Give the material once more, word for word, without any images.

Source material
####################
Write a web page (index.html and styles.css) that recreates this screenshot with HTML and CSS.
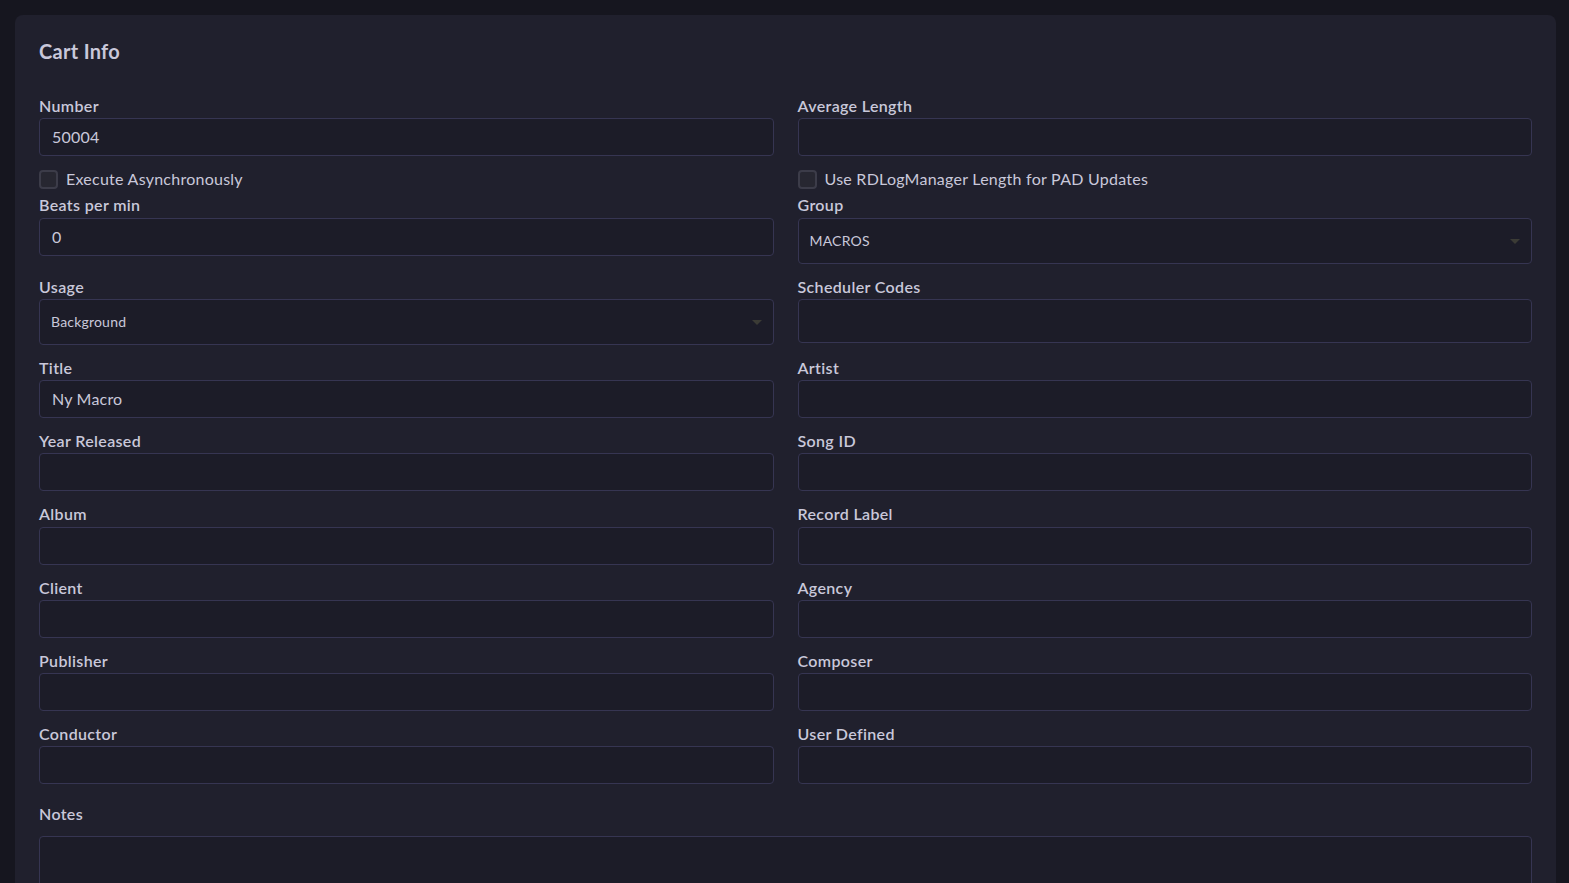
FILE: index.html
```html
<!DOCTYPE html>
<html>
<head>
<meta charset="utf-8">
<link rel="stylesheet" href="styles.css">
</head>
<body>
<div class="page">
  <section class="card">
    <h2 class="card-title">Cart Info</h2>
    <div class="grid">
      <div class="field">
        <label class="label">Number</label>
        <div class="input">50004</div>
      </div>
      <div class="field">
        <label class="label">Average Length</label>
        <div class="input"></div>
      </div>

      <div class="check-row"><span class="checkbox"></span><span class="check-text">Execute Asynchronously</span></div>
      <div class="check-row"><span class="checkbox"></span><span class="check-text">Use RDLogManager Length for PAD Updates</span></div>

      <div class="field">
        <label class="label">Beats per min</label>
        <div class="input">0</div>
      </div>
      <div class="field">
        <label class="label">Group</label>
        <div class="select">MACROS<span class="caret"></span></div>
      </div>

      <div class="field">
        <label class="label">Usage</label>
        <div class="select">Background<span class="caret"></span></div>
      </div>
      <div class="field">
        <label class="label">Scheduler Codes</label>
        <div class="input tall"></div>
      </div>

      <div class="field">
        <label class="label">Title</label>
        <div class="input">Ny Macro</div>
      </div>
      <div class="field">
        <label class="label">Artist</label>
        <div class="input"></div>
      </div>

      <div class="field">
        <label class="label">Year Released</label>
        <div class="input"></div>
      </div>
      <div class="field">
        <label class="label">Song ID</label>
        <div class="input"></div>
      </div>

      <div class="field">
        <label class="label">Album</label>
        <div class="input"></div>
      </div>
      <div class="field">
        <label class="label">Record Label</label>
        <div class="input"></div>
      </div>

      <div class="field">
        <label class="label">Client</label>
        <div class="input"></div>
      </div>
      <div class="field">
        <label class="label">Agency</label>
        <div class="input"></div>
      </div>

      <div class="field">
        <label class="label">Publisher</label>
        <div class="input"></div>
      </div>
      <div class="field">
        <label class="label">Composer</label>
        <div class="input"></div>
      </div>

      <div class="field">
        <label class="label">Conductor</label>
        <div class="input"></div>
      </div>
      <div class="field">
        <label class="label">User Defined</label>
        <div class="input"></div>
      </div>
    </div>
    <div class="notes">
      <label class="label notes-label">Notes</label>
      <div class="textarea"></div>
    </div>
  </section>
</div>
</body>
</html>
```

FILE: styles.css
```css
* { box-sizing: border-box; }
html, body {
  margin: 0;
  padding: 0;
  background: #16161f;
  height: 100%;
  overflow: hidden;
}
body {
  font-family: Lato, "Noto Sans", sans-serif;
  color: #c9c8da;
}
.page {
  padding: 15px 13px 0 15px;
}
.card {
  background: #20202d;
  border-radius: 8px;
  padding: 24px 24px 40px 24px;
  min-height: 1000px;
}
.card-title {
  margin: 0 0 32px 0;
  font-size: 20px;
  line-height: 24px;
  font-weight: 700;
  letter-spacing: 0.3px;
  color: #c9c8da;
}
.grid {
  display: grid;
  grid-template-columns: 1fr 1fr;
  column-gap: 24px;
  align-items: start;
}
.field {
  display: flex;
  flex-direction: column;
  margin-bottom: 12px;
}
.label {
  font-size: 16px;
  line-height: 22.25px;
  font-weight: 600;
  letter-spacing: 0.35px;
  color: #c9c8da;
  margin-bottom: 1px;
}
.input {
  height: 38px;
  border: 1px solid #363552;
  border-radius: 4px;
  background: #1c1c28;
  padding: 0 12px;
  font-size: 16px;
  line-height: 36px;
  letter-spacing: 0.2px;
  color: #c9c8da;
}
.input.tall { height: 44px; }
.select {
  position: relative;
  height: 46px;
  border: 1px solid #363552;
  border-radius: 4px;
  background: #1c1c28;
  padding: 0 11px;
  font-size: 14px;
  line-height: 44px;
  letter-spacing: 0.2px;
  color: #c9c8da;
}
.caret {
  position: absolute;
  right: 11px;
  top: 20px;
  width: 0;
  height: 0;
  border-left: 5px solid transparent;
  border-right: 5px solid transparent;
  border-top: 5px solid #3b3b35;
}
.check-row {
  display: flex;
  align-items: center;
  height: 20px;
  margin-top: 1px;
  margin-bottom: 5px;
}
.checkbox {
  width: 19px;
  height: 19px;
  border: 2px solid #3c3c49;
  border-radius: 4px;
  background: #272731;
  margin-right: 8px;
  flex: none;
}
.check-text {
  font-size: 16px;
  line-height: 20px;
  letter-spacing: 0.25px;
  color: #c9c8da;
}
.notes {
  display: flex;
  flex-direction: column;
  margin-top: 7px;
}
.notes-label {
  margin-bottom: 10px;
}
.textarea {
  height: 120px;
  border: 1px solid #363552;
  border-radius: 4px;
  background: #1c1c28;
}
```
####################
Right answer
Write a web page (index.html and styles.css) that recreates this screenshot with HTML and CSS.
FILE: index.html
```html
<!DOCTYPE html>
<html>
<head>
<meta charset="utf-8">
<link rel="stylesheet" href="styles.css">
</head>
<body>
<div class="page">
  <section class="card">
    <h2 class="card-title">Cart Info</h2>
    <div class="grid">
      <div class="field">
        <label class="label">Number</label>
        <div class="input">50004</div>
      </div>
      <div class="field">
        <label class="label">Average Length</label>
        <div class="input"></div>
      </div>

      <div class="check-row"><span class="checkbox"></span><span class="check-text">Execute Asynchronously</span></div>
      <div class="check-row"><span class="checkbox"></span><span class="check-text">Use RDLogManager Length for PAD Updates</span></div>

      <div class="field">
        <label class="label">Beats per min</label>
        <div class="input">0</div>
      </div>
      <div class="field">
        <label class="label">Group</label>
        <div class="select">MACROS<span class="caret"></span></div>
      </div>

      <div class="field">
        <label class="label">Usage</label>
        <div class="select">Background<span class="caret"></span></div>
      </div>
      <div class="field">
        <label class="label">Scheduler Codes</label>
        <div class="input tall"></div>
      </div>

      <div class="field">
        <label class="label">Title</label>
        <div class="input">Ny Macro</div>
      </div>
      <div class="field">
        <label class="label">Artist</label>
        <div class="input"></div>
      </div>

      <div class="field">
        <label class="label">Year Released</label>
        <div class="input"></div>
      </div>
      <div class="field">
        <label class="label">Song ID</label>
        <div class="input"></div>
      </div>

      <div class="field">
        <label class="label">Album</label>
        <div class="input"></div>
      </div>
      <div class="field">
        <label class="label">Record Label</label>
        <div class="input"></div>
      </div>

      <div class="field">
        <label class="label">Client</label>
        <div class="input"></div>
      </div>
      <div class="field">
        <label class="label">Agency</label>
        <div class="input"></div>
      </div>

      <div class="field">
        <label class="label">Publisher</label>
        <div class="input"></div>
      </div>
      <div class="field">
        <label class="label">Composer</label>
        <div class="input"></div>
      </div>

      <div class="field">
        <label class="label">Conductor</label>
        <div class="input"></div>
      </div>
      <div class="field">
        <label class="label">User Defined</label>
        <div class="input"></div>
      </div>
    </div>
    <div class="notes">
      <label class="label notes-label">Notes</label>
      <div class="textarea"></div>
    </div>
  </section>
</div>
</body>
</html>
```

FILE: styles.css
```css
* { box-sizing: border-box; }
html, body {
  margin: 0;
  padding: 0;
  background: #16161f;
  height: 100%;
  overflow: hidden;
}
body {
  font-family: Lato, "Noto Sans", sans-serif;
  color: #c9c8da;
}
.page {
  padding: 15px 13px 0 15px;
}
.card {
  background: #20202d;
  border-radius: 8px;
  padding: 24px 24px 40px 24px;
  min-height: 1000px;
}
.card-title {
  margin: 0 0 32px 0;
  font-size: 20px;
  line-height: 24px;
  font-weight: 700;
  letter-spacing: 0.3px;
  color: #c9c8da;
}
.grid {
  display: grid;
  grid-template-columns: 1fr 1fr;
  column-gap: 24px;
  align-items: start;
}
.field {
  display: flex;
  flex-direction: column;
  margin-bottom: 12px;
}
.label {
  font-size: 16px;
  line-height: 22.25px;
  font-weight: 600;
  letter-spacing: 0.35px;
  color: #c9c8da;
  margin-bottom: 1px;
}
.input {
  height: 38px;
  border: 1px solid #363552;
  border-radius: 4px;
  background: #1c1c28;
  padding: 0 12px;
  font-size: 16px;
  line-height: 36px;
  letter-spacing: 0.2px;
  color: #c9c8da;
}
.input.tall { height: 44px; }
.select {
  position: relative;
  height: 46px;
  border: 1px solid #363552;
  border-radius: 4px;
  background: #1c1c28;
  padding: 0 11px;
  font-size: 14px;
  line-height: 44px;
  letter-spacing: 0.2px;
  color: #c9c8da;
}
.caret {
  position: absolute;
  right: 11px;
  top: 20px;
  width: 0;
  height: 0;
  border-left: 5px solid transparent;
  border-right: 5px solid transparent;
  border-top: 5px solid #3b3b35;
}
.check-row {
  display: flex;
  align-items: center;
  height: 20px;
  margin-top: 1px;
  margin-bottom: 5px;
}
.checkbox {
  width: 19px;
  height: 19px;
  border: 2px solid #3c3c49;
  border-radius: 4px;
  background: #272731;
  margin-right: 8px;
  flex: none;
}
.check-text {
  font-size: 16px;
  line-height: 20px;
  letter-spacing: 0.25px;
  color: #c9c8da;
}
.notes {
  display: flex;
  flex-direction: column;
  margin-top: 7px;
}
.notes-label {
  margin-bottom: 10px;
}
.textarea {
  height: 120px;
  border: 1px solid #363552;
  border-radius: 4px;
  background: #1c1c28;
}
```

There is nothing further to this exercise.